While President Joe Biden is planning to make at-home COVID-19 tests free to Americans with health insurance, the reimbursement structure through their insurers is going to be “cumbersome” and limiting, according to critics.

Biden announced the plan Thursday and the Kaiser Family Foundation’s Larry Levitt noted it would “certainly make at-home testing more accessible,” but “it’s still going to be cumbersome for people,” he told The Hill, adding “I have no doubt that insurers will put up roadblocks.”

“The answer to ‘do I really need this?’ is always yes,” Johns Hopkins Center for Health Security’s Jennifer Nuzzo told The Hill. “The most preferable option would be to make these ***damn things free or close to free and make them widely available so people can just pick them up.”

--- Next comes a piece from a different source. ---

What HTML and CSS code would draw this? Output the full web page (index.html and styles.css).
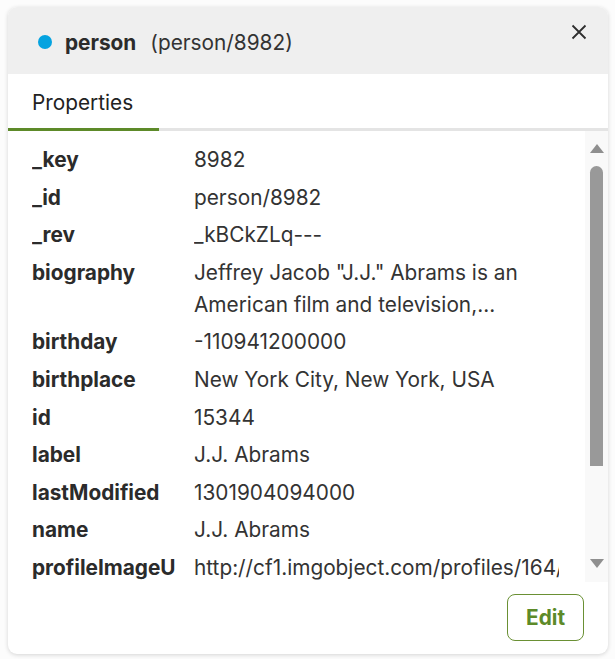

Insured people will still have to buy the tests up front and submit receipts to their health insurance company for reimbursement – a plan that is less efficient than European countries that provide them for free or just a few dollars, according to the report.

“When I came into office, none of these tests were on the market,” Biden said Thursday at the National Institutes of Health. “Thanks to our actions and the work of all of you, we now have at least eight at-home testing options and prices for those tests are coming down.

“But it still isn’t good enough, in my view. That’s why I am announcing that health insurers must cover the cost of at-home testing So that if you’re one of the 150 million Americans with private health insurance, next month your plan will cover at-home tests.”

The plan is noble compared to nothing, but heavily criticized compared to Europe.

“I just did a BBC interview,” Columbia University Medical Center’s Craig Spencer tweeted. “The host said that in the U.K. you can just walk into a pharmacy and pick up free tests. I informed him that at-home tests in the US cost $8-$10 each — if you can find them — and I’m not sure but I think maybe his head exploded.

“But don’t worry, next month in the U.S., if you’re lucky enough to have private health insurance, you MIGHT have the opportunity to submit the costs of SOME at-home tests to an insurance company whose only motive is profit.”

Maine CDC Director Nirav Shah is also critical.

“A pay-and-chase model where individuals have to have an expenditure up front and then get reimbursed for it, that introduces an access challenge for a lot of folks,” he told reporters this week, according to The Hill.